Okay I’m about to admit something that will likely get my geek card revoked. It’s terrible, I know, but I have always been honest with you here and I have to continue that. Last month I…. I took The Walking Dead off my DVR. And I erased the episodes I had waiting for me to watch. I officially tapped out on The Walking Dead.
Let that sink in a minute, but before you write to me in outrage and bash me in print and online, let me explain why:
First, I have so many issues with the characters on the show. The women, especially, are written to be weak, whiny and semi-incapable of taking care of themselves. I had a hard time finding even one who I liked and I don’t think I could relate to any of them. Maggie, I guess, was the closest thing to someone I could like, and even she could be grating. This should not be a surprise. It was something I talked about more than once in my recaps over the past couple of years. And to me, character is such a big part of my enjoyment of any story that eventually it became overwhelming.

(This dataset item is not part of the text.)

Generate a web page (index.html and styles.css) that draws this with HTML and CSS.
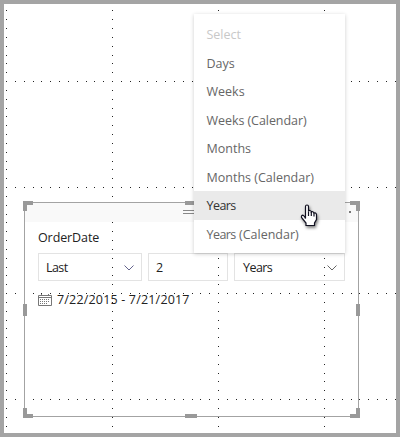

Secondly, it just stopped being fun for me. The first season, I loved The Walking Dead, character issues aside. It was dark and shocking and powerful. But lately, it’s not fun to watch anymore. The bleakness became neverending, with little to no lightness to balance it. I see very little love or affection or humanity left in the show. Obviously you have to deal with people getting hard, with our humanity being damaged by fear, but what would be the point of living if no one EVER laughed. Or smiled. Or loved each other? At that point, I guess I’d rather be zombiefied.
I realized that watching the episodes was a chore (which is why I fell so far behind). That they would sit for weeks on end. That when I saw spoilers on Twitter, I wasn’t even upset. I knew then that it was time for me to call it. Maybe some time in the future it will pop up on my Netflix as an entire series and I’ll be in the right place to try again. But for now, I have to say… Seacrest, er Petersen Out.
So do I have it all wrong? Are you breaking up with me because of my decision? Have you ever dropped a show you once loved when it became a chore?